Jaime Diaz files a provocative perspective on the Tom Watson run at Turnberry and comes away impressed by Watson but discouraged with the soft modern professional. This is no rant about the all-exempt tour (well there is the money angle), but mostly a statement about skill and the influence of today's equipment.

...the last round at Turnberry provided a revealing snapshot of the current era of golfers—and frankly, exposed them as wanting. For all their power and superior physiques and technical proficiency, the evidence keeps suggesting they are as a group (with one giant exception) competitively softer and less-accomplished shotmakers than their predecessors. And unless a few of them can come closer to being more like the giant exception, their place in history, much like the baby boomers, will end in the shadow of the golf equivalent of the Greatest Generation—a group including Jack Nicklaus, Lee Trevino, Johnny Miller and, of course, Watson—that ruled the game in the 1970s and into the 1980s.


"It's these little moments that make Open week different and memorable."
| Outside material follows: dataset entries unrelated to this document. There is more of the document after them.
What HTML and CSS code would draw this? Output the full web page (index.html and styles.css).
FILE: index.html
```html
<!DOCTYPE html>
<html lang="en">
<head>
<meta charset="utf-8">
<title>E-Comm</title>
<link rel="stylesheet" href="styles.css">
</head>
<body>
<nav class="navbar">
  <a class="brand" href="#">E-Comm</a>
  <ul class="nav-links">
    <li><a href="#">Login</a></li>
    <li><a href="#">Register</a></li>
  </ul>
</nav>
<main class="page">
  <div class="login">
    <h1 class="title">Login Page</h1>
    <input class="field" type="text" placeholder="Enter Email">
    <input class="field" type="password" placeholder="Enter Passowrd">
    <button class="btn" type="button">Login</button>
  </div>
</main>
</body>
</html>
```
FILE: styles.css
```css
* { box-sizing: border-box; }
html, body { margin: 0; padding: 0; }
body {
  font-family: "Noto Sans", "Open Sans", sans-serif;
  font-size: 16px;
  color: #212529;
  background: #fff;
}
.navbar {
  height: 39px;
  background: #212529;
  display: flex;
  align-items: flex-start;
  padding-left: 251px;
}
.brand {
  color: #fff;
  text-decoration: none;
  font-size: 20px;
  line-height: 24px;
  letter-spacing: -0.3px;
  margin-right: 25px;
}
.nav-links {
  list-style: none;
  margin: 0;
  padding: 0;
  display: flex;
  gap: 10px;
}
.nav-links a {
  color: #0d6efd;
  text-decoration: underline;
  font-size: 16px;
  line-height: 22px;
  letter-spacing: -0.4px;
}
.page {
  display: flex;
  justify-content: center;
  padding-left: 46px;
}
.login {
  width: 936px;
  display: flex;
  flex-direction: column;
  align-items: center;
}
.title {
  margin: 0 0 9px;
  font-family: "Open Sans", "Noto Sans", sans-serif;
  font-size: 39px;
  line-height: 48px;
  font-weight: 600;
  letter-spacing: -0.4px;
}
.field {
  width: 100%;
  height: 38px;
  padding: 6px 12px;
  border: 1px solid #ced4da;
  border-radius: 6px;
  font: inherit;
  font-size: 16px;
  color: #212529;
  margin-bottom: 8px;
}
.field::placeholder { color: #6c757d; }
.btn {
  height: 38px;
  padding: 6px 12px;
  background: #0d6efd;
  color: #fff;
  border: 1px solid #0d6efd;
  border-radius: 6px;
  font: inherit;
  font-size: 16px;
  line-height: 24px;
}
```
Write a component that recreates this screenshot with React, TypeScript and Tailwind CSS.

Alan Shipnuck's SI game story focuses on the communal aspects of this year's Open Championship, and includes yet another reminder that the game probably needs many more pitch-and-putts:

On the grounds of the hotel is a wonderful little pitch-and-putt, and that, too, was a place for the players and their families to unwind. Cink's boys, both tall and smart and a little shy like their parents, played the course a couple of times during tournament week. On Saturday evening Briny Baird and 2004 British Open champ Todd Hamilton enjoyed a spirited match, while nearby Butch Harmon was overseeing a rowdy skins game involving Rory McIlroy and a handful of friends and caddies, each playing multiple balls and employing old-fashioned stymies on the greens, which meant that instead of the balls being marked they were left in place as obstacles, leading to some billiards-style combos and very loud trash talk. It's these little moments that make Open week different and memorable.